*WHAT NEEDS TO BE DONE:*
All entries are to be quoted exactly; the images stay out of the copy.

*RECORDS FOR THIS EXERCISE:*
--------

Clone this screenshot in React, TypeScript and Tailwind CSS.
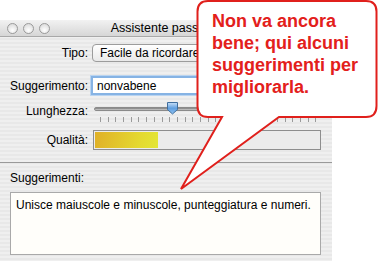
const TICKS = Array.from({ length: 29 }, (_, i) => i);

function TrafficLight() {
  return (
    <span className="block h-[11px] w-[11px] rounded-full border border-[#9a9a9a] bg-[radial-gradient(circle_at_50%_70%,#ffffff,#d4d4d4)]" />
  );
}

function Callout() {
  return (
    <div className="absolute left-[175px] top-0 h-[195px] w-[203px]">
      <svg width="203" height="195" viewBox="0 0 203 195" className="absolute left-0 top-0">
        <path
          d="M 33 1 L 191 1 Q 201.5 1 201.5 11.5 L 201.5 106 Q 201.5 117 191 117 L 104 117 L 6 189 L 47 117 L 33 117 Q 22.5 117 22.5 106 L 22.5 11.5 Q 22.5 1 33 1 Z"
          fill="#ffffff"
          stroke="#e0201c"
          strokeWidth="2"
          strokeLinejoin="miter"
        />
      </svg>
      <p className="absolute left-[37px] top-[10px] font-['Liberation_Sans',Arial,sans-serif] text-[18px] font-bold leading-[22px] text-[#e3201b]">
        Non va ancora
        <br />
        bene; qui alcuni
        <br />
        suggerimenti per
        <br />
        migliorarla.
      </p>
    </div>
  );
}

export default function App() {
  return (
    <div className="relative h-[261px] w-[378px] overflow-hidden bg-white font-['Liberation_Sans',Arial,sans-serif] text-[12px] text-black">
      <div className="mt-[20px] h-[241px] w-[332px] bg-[repeating-linear-gradient(180deg,#efefef_0px,#efefef_2px,#e8e8e8_2px,#e8e8e8_4px)]">
        {/* title bar */}
        <div className="relative flex h-[17px] items-center border-b border-[#a8a8a8] bg-[linear-gradient(180deg,#f2f2f2,#d6d6d6)] pl-[7px]">
          <div className="flex gap-[5px]">
            <TrafficLight />
            <TrafficLight />
            <TrafficLight />
          </div>
          <span className="absolute left-[4px] right-0 text-center text-[12.5px] leading-[17px]">Assistente password</span>
        </div>

        {/* form */}
        <div className="flex flex-col pt-[7px]">
          <div className="flex h-[18px] items-center">
            <span className="w-[88px] text-right">Tipo:</span>
            <div className="ml-[4px] flex h-[18px] w-[230px] items-center rounded-[4px] border border-[#9c9c9c] bg-[linear-gradient(180deg,#ffffff,#e9e9e9)] pl-[7px]">
              Facile da ricordare
            </div>
          </div>

          <div className="mt-[14px] flex h-[19px] items-center">
            <span className="w-[88px] text-right">Suggerimento:</span>
            <div className="ml-[3px] flex h-[19px] w-[230px] items-center border-2 border-[#86b3e4] bg-white pl-[4px] shadow-[0_0_0_1px_#b9d4f1]">
              nonvabene
            </div>
          </div>

          <div className="mt-[5px] flex h-[28px]">
            <span className="mt-[2px] w-[88px] text-right">Lunghezza:</span>
            <div className="relative ml-[6px] h-[28px] w-[228px]">
              <div className="absolute left-0 right-0 top-[7px] h-[4px] rounded-full border border-[#8a8a8a] bg-[linear-gradient(180deg,#7a7a7a,#cfcfcf)]" />
              <div className="absolute left-[72px] top-[1px] h-[14px] w-[13px]">
                <svg width="13" height="14" viewBox="0 0 13 14">
                  <defs>
                    <linearGradient id="knob" x1="0" y1="0" x2="0" y2="1">
                      <stop offset="0" stopColor="#c9e0f8" />
                      <stop offset="0.5" stopColor="#5f9fe0" />
                      <stop offset="1" stopColor="#8fc0f0" />
                    </linearGradient>
                  </defs>
                  <path d="M1.5 1.5 H11.5 V8.5 L6.5 13 L1.5 8.5 Z" fill="url(#knob)" stroke="#3f6e9e" strokeWidth="1" />
                </svg>
              </div>
              <div className="absolute left-[6px] top-[17px] flex gap-[6.7px]">
                {TICKS.map((t) => (
                  <span key={t} className="block h-[5px] w-px bg-[#9a9a9a]" />
                ))}
              </div>
            </div>
          </div>

          <div className="mt-[2px] flex h-[20px] items-center">
            <span className="w-[88px] text-right">Qualità:</span>
            <div className="ml-[5px] h-[20px] w-[228px] border border-[#8e8e8e] bg-[#ececec] p-px">
              <div className="h-full w-[63px] bg-[linear-gradient(100deg,#e0b028,#e4d930_70%,#e3e635)]" />
            </div>
          </div>
        </div>

        <div className="mt-[12px] h-px w-full bg-[#9a9a9a]" />

        <div className="px-[10px] pt-[6px]">
          <div>Suggerimenti:</div>
          <div className="mt-[5px] h-[63px] w-[311px] border border-[#a9a9a9] bg-[#fffefa] px-[5px] pt-[3px]">
            Unisce maiuscole e minuscole, punteggiatura e numeri.
          </div>
        </div>
      </div>
      <Callout />
    </div>
  );
}
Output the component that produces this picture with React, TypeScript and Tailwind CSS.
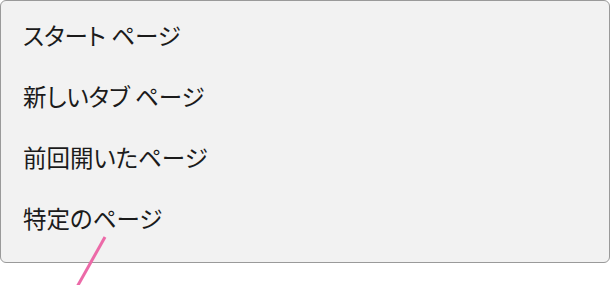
const items = ["スタート ページ", "新しいタブ ページ", "前回開いたページ", "特定のページ"];

export default function App() {
  return (
    <div className="relative h-[285px] w-[611px] bg-white">
      <div className="w-[610px] h-[263px] rounded-[6px] border border-[#9a9a9a] bg-[#f2f2f2] pt-[4px]">
        {items.map((label) => (
          <div
            key={label}
            className="flex h-[61px] items-center pl-[22px] text-[23.5px] text-[#1b1b1b] [font-feature-settings:'palt']"
            style={{ fontFamily: '"Noto Sans CJK JP", "Noto Sans", sans-serif' }}
          >
            {label}
          </div>
        ))}
      </div>
      <svg className="absolute left-0 top-0" width="611" height="285">
        <line x1="105" y1="237" x2="77" y2="287" stroke="#ec6aa8" strokeWidth="3" />
      </svg>
    </div>
  );
}
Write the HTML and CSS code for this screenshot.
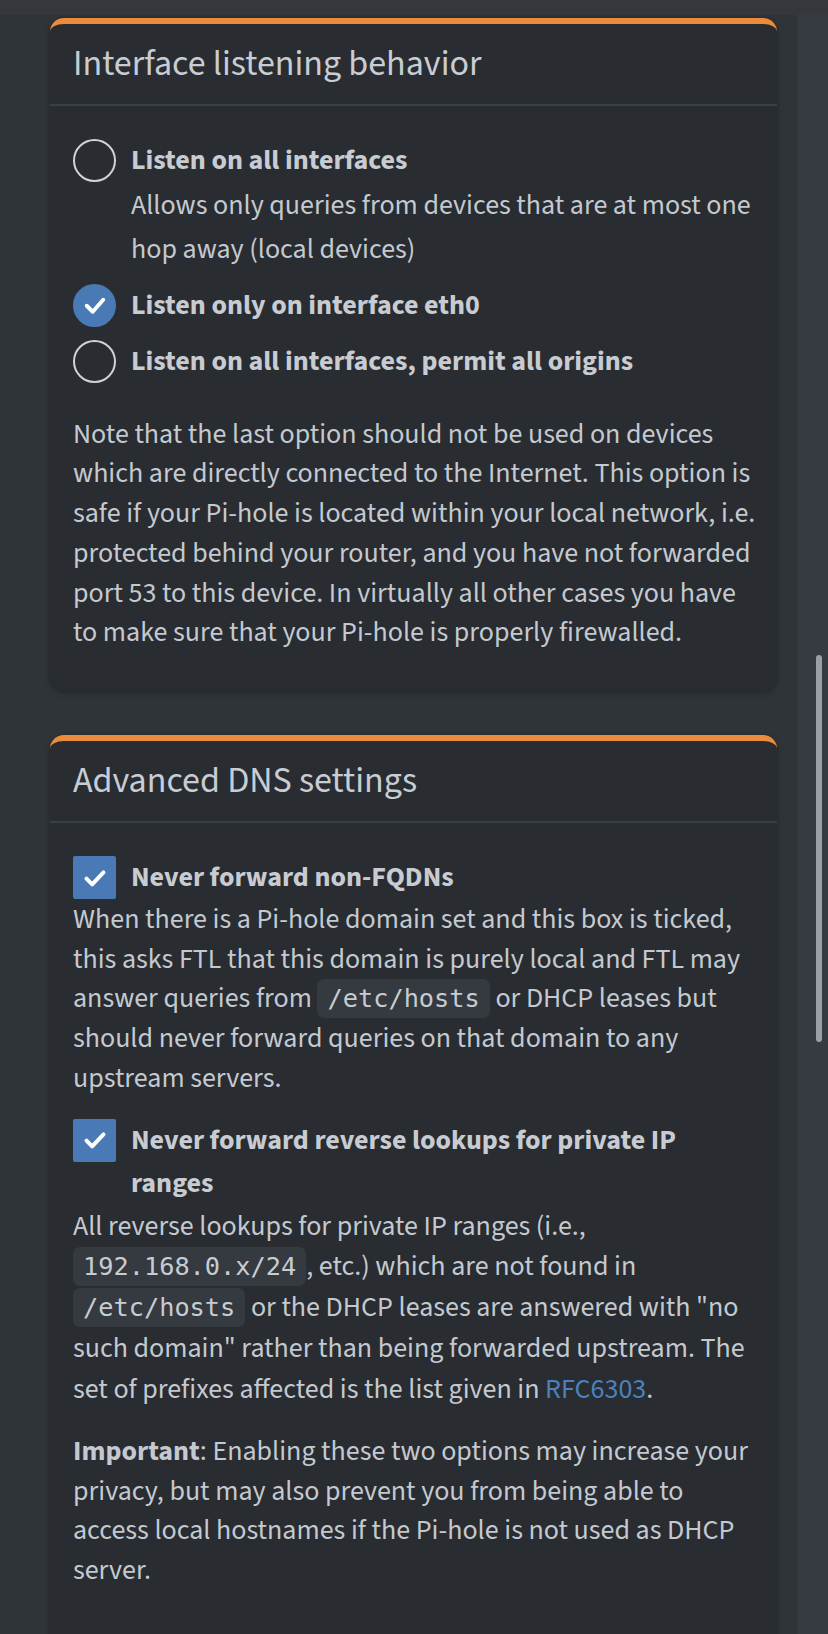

--------

*TASK OUTPUT:*
Clone this screenshot in React, TypeScript and Tailwind CSS.
const TICKS = Array.from({ length: 29 }, (_, i) => i);

function TrafficLight() {
  return (
    <span className="block h-[11px] w-[11px] rounded-full border border-[#9a9a9a] bg-[radial-gradient(circle_at_50%_70%,#ffffff,#d4d4d4)]" />
  );
}

function Callout() {
  return (
    <div className="absolute left-[175px] top-0 h-[195px] w-[203px]">
      <svg width="203" height="195" viewBox="0 0 203 195" className="absolute left-0 top-0">
        <path
          d="M 33 1 L 191 1 Q 201.5 1 201.5 11.5 L 201.5 106 Q 201.5 117 191 117 L 104 117 L 6 189 L 47 117 L 33 117 Q 22.5 117 22.5 106 L 22.5 11.5 Q 22.5 1 33 1 Z"
          fill="#ffffff"
          stroke="#e0201c"
          strokeWidth="2"
          strokeLinejoin="miter"
        />
      </svg>
      <p className="absolute left-[37px] top-[10px] font-['Liberation_Sans',Arial,sans-serif] text-[18px] font-bold leading-[22px] text-[#e3201b]">
        Non va ancora
        <br />
        bene; qui alcuni
        <br />
        suggerimenti per
        <br />
        migliorarla.
      </p>
    </div>
  );
}

export default function App() {
  return (
    <div className="relative h-[261px] w-[378px] overflow-hidden bg-white font-['Liberation_Sans',Arial,sans-serif] text-[12px] text-black">
      <div className="mt-[20px] h-[241px] w-[332px] bg-[repeating-linear-gradient(180deg,#efefef_0px,#efefef_2px,#e8e8e8_2px,#e8e8e8_4px)]">
        {/* title bar */}
        <div className="relative flex h-[17px] items-center border-b border-[#a8a8a8] bg-[linear-gradient(180deg,#f2f2f2,#d6d6d6)] pl-[7px]">
          <div className="flex gap-[5px]">
            <TrafficLight />
            <TrafficLight />
            <TrafficLight />
          </div>
          <span className="absolute left-[4px] right-0 text-center text-[12.5px] leading-[17px]">Assistente password</span>
        </div>

        {/* form */}
        <div className="flex flex-col pt-[7px]">
          <div className="flex h-[18px] items-center">
            <span className="w-[88px] text-right">Tipo:</span>
            <div className="ml-[4px] flex h-[18px] w-[230px] items-center rounded-[4px] border border-[#9c9c9c] bg-[linear-gradient(180deg,#ffffff,#e9e9e9)] pl-[7px]">
              Facile da ricordare
            </div>
          </div>

          <div className="mt-[14px] flex h-[19px] items-center">
            <span className="w-[88px] text-right">Suggerimento:</span>
            <div className="ml-[3px] flex h-[19px] w-[230px] items-center border-2 border-[#86b3e4] bg-white pl-[4px] shadow-[0_0_0_1px_#b9d4f1]">
              nonvabene
            </div>
          </div>

          <div className="mt-[5px] flex h-[28px]">
            <span className="mt-[2px] w-[88px] text-right">Lunghezza:</span>
            <div className="relative ml-[6px] h-[28px] w-[228px]">
              <div className="absolute left-0 right-0 top-[7px] h-[4px] rounded-full border border-[#8a8a8a] bg-[linear-gradient(180deg,#7a7a7a,#cfcfcf)]" />
              <div className="absolute left-[72px] top-[1px] h-[14px] w-[13px]">
                <svg width="13" height="14" viewBox="0 0 13 14">
                  <defs>
                    <linearGradient id="knob" x1="0" y1="0" x2="0" y2="1">
                      <stop offset="0" stopColor="#c9e0f8" />
                      <stop offset="0.5" stopColor="#5f9fe0" />
                      <stop offset="1" stopColor="#8fc0f0" />
                    </linearGradient>
                  </defs>
                  <path d="M1.5 1.5 H11.5 V8.5 L6.5 13 L1.5 8.5 Z" fill="url(#knob)" stroke="#3f6e9e" strokeWidth="1" />
                </svg>
              </div>
              <div className="absolute left-[6px] top-[17px] flex gap-[6.7px]">
                {TICKS.map((t) => (
                  <span key={t} className="block h-[5px] w-px bg-[#9a9a9a]" />
                ))}
              </div>
            </div>
          </div>

          <div className="mt-[2px] flex h-[20px] items-center">
            <span className="w-[88px] text-right">Qualità:</span>
            <div className="ml-[5px] h-[20px] w-[228px] border border-[#8e8e8e] bg-[#ececec] p-px">
              <div className="h-full w-[63px] bg-[linear-gradient(100deg,#e0b028,#e4d930_70%,#e3e635)]" />
            </div>
          </div>
        </div>

        <div className="mt-[12px] h-px w-full bg-[#9a9a9a]" />

        <div className="px-[10px] pt-[6px]">
          <div>Suggerimenti:</div>
          <div className="mt-[5px] h-[63px] w-[311px] border border-[#a9a9a9] bg-[#fffefa] px-[5px] pt-[3px]">
            Unisce maiuscole e minuscole, punteggiatura e numeri.
          </div>
        </div>
      </div>
      <Callout />
    </div>
  );
}
Output the component that produces this picture with React, TypeScript and Tailwind CSS.
const items = ["スタート ページ", "新しいタブ ページ", "前回開いたページ", "特定のページ"];

export default function App() {
  return (
    <div className="relative h-[285px] w-[611px] bg-white">
      <div className="w-[610px] h-[263px] rounded-[6px] border border-[#9a9a9a] bg-[#f2f2f2] pt-[4px]">
        {items.map((label) => (
          <div
            key={label}
            className="flex h-[61px] items-center pl-[22px] text-[23.5px] text-[#1b1b1b] [font-feature-settings:'palt']"
            style={{ fontFamily: '"Noto Sans CJK JP", "Noto Sans", sans-serif' }}
          >
            {label}
          </div>
        ))}
      </div>
      <svg className="absolute left-0 top-0" width="611" height="285">
        <line x1="105" y1="237" x2="77" y2="287" stroke="#ec6aa8" strokeWidth="3" />
      </svg>
    </div>
  );
}
Write the HTML and CSS code for this screenshot.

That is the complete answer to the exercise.